Tally the lines of the listing that contain the word "this", then give the total and nothing else.

Extracted records:
______________________________

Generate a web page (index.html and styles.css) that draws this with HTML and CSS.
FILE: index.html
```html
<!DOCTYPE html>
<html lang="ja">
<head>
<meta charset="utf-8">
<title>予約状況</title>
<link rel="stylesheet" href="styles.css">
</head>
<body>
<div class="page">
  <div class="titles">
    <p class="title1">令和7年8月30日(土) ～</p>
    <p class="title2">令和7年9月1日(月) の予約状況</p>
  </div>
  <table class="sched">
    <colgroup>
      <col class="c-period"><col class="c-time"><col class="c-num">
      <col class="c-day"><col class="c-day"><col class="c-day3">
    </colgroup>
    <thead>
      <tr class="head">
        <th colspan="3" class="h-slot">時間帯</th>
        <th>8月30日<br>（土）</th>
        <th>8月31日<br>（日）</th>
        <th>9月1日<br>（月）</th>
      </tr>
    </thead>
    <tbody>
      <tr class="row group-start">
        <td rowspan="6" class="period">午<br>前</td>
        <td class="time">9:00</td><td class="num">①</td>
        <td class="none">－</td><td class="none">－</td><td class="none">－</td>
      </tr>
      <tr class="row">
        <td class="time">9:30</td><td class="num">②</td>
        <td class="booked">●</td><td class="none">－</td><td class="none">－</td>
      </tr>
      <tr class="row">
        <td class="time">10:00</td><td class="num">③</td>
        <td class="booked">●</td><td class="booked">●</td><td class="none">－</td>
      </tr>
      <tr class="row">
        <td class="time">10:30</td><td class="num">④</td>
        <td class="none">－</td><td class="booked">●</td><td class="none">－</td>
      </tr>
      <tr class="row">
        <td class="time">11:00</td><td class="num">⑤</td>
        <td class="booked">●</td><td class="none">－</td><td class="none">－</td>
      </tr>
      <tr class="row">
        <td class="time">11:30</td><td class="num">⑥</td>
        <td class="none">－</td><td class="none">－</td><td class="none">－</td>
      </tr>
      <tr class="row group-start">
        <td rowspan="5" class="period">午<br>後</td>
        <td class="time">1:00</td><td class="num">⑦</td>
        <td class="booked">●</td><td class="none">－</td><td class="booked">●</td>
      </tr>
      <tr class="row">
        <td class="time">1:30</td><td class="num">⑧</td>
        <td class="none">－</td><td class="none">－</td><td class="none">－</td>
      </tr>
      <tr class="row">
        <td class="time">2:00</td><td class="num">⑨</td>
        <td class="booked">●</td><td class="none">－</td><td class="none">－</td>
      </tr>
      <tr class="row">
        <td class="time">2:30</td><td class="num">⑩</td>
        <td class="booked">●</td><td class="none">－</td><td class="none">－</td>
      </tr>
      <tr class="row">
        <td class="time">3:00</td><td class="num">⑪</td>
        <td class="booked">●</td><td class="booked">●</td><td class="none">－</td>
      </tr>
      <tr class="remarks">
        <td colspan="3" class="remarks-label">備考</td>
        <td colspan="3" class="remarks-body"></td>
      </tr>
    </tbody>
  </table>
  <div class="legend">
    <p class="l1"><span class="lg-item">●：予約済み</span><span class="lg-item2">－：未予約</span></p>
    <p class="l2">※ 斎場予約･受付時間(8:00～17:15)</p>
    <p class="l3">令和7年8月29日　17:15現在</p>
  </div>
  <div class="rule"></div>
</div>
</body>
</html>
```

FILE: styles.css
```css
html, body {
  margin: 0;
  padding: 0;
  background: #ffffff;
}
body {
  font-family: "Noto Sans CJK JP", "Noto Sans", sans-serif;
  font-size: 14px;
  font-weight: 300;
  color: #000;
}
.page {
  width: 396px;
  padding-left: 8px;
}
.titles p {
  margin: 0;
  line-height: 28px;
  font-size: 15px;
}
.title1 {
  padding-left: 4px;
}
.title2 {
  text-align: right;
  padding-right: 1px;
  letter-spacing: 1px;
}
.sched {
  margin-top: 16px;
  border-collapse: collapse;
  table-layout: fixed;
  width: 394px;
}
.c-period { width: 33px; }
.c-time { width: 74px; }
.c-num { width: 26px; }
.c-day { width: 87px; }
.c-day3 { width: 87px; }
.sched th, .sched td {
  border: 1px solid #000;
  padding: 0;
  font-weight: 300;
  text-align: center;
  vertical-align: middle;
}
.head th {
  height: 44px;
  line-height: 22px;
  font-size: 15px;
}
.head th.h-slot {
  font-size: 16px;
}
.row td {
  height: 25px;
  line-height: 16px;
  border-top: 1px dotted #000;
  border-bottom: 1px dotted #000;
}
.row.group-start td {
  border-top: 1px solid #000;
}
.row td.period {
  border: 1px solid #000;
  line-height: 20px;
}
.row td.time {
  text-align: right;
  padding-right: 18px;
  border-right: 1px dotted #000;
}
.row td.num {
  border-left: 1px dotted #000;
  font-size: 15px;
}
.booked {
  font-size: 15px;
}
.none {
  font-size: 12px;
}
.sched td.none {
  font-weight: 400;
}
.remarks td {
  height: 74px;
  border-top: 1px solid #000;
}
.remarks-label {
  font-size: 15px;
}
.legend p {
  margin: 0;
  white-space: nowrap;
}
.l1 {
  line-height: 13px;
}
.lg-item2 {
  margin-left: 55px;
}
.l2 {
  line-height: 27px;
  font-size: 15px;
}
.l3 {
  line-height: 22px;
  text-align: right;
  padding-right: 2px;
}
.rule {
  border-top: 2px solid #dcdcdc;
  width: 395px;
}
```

______________________________

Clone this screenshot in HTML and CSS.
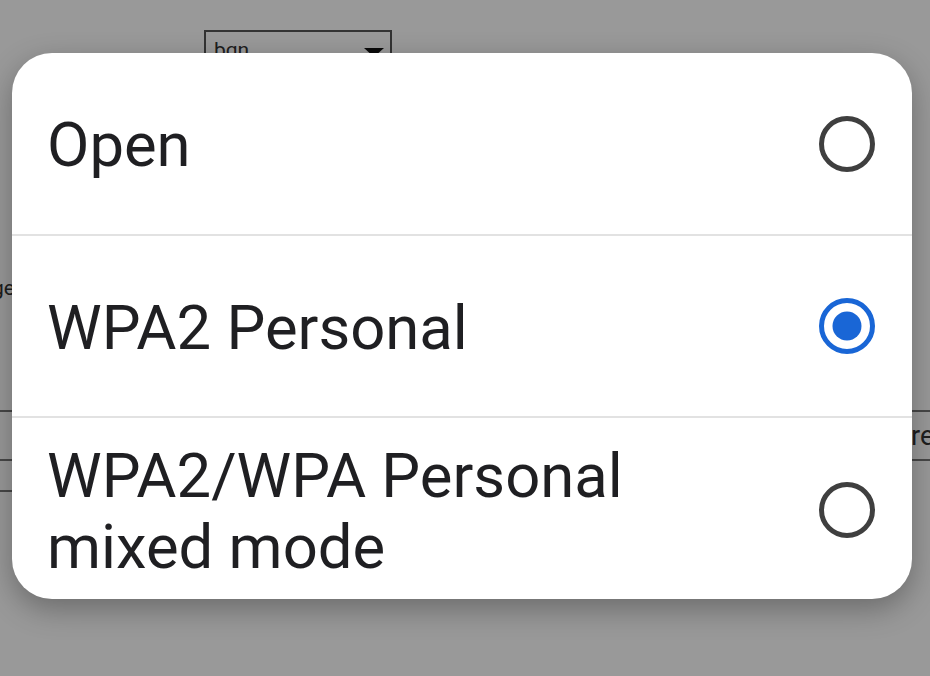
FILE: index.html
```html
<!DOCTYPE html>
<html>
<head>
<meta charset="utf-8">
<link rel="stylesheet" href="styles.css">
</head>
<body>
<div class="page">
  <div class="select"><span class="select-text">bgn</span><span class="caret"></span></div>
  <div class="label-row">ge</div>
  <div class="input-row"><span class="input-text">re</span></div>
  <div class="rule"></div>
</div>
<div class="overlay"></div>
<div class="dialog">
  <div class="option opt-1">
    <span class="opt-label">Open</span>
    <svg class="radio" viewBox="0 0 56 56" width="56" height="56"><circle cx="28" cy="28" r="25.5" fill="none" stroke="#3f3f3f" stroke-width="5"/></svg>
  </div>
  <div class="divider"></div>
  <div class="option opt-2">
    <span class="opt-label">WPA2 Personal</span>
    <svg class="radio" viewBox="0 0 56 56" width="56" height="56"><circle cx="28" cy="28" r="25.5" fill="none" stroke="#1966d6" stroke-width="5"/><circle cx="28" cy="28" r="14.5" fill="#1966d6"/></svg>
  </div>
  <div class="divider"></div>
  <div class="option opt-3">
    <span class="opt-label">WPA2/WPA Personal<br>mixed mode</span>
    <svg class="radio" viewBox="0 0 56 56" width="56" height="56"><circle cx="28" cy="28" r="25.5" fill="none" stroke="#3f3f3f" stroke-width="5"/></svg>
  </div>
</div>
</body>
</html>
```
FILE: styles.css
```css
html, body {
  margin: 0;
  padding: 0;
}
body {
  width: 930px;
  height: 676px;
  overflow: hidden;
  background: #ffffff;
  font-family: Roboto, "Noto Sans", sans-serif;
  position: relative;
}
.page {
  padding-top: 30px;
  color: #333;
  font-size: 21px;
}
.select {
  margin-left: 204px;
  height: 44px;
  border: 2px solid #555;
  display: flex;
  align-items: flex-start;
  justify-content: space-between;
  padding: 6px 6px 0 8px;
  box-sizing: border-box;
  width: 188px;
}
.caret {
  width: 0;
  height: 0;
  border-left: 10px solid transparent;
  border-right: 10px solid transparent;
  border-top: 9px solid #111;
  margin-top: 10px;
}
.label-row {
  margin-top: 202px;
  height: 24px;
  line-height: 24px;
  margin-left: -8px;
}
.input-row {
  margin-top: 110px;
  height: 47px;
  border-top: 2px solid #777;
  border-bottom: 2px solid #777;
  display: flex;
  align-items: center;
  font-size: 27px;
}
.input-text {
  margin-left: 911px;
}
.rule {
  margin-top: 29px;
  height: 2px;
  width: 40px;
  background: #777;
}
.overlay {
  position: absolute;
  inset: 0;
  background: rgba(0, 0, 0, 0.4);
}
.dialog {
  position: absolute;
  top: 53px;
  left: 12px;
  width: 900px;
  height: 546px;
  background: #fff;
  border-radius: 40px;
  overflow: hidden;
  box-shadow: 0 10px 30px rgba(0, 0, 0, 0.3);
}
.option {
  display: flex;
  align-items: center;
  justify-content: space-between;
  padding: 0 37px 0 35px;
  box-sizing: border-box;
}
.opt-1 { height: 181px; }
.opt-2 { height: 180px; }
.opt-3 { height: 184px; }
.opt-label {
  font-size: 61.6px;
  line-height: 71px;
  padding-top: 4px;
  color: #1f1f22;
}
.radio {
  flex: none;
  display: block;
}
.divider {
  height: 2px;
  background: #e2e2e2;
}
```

______________________________

• [Exercise solution] 2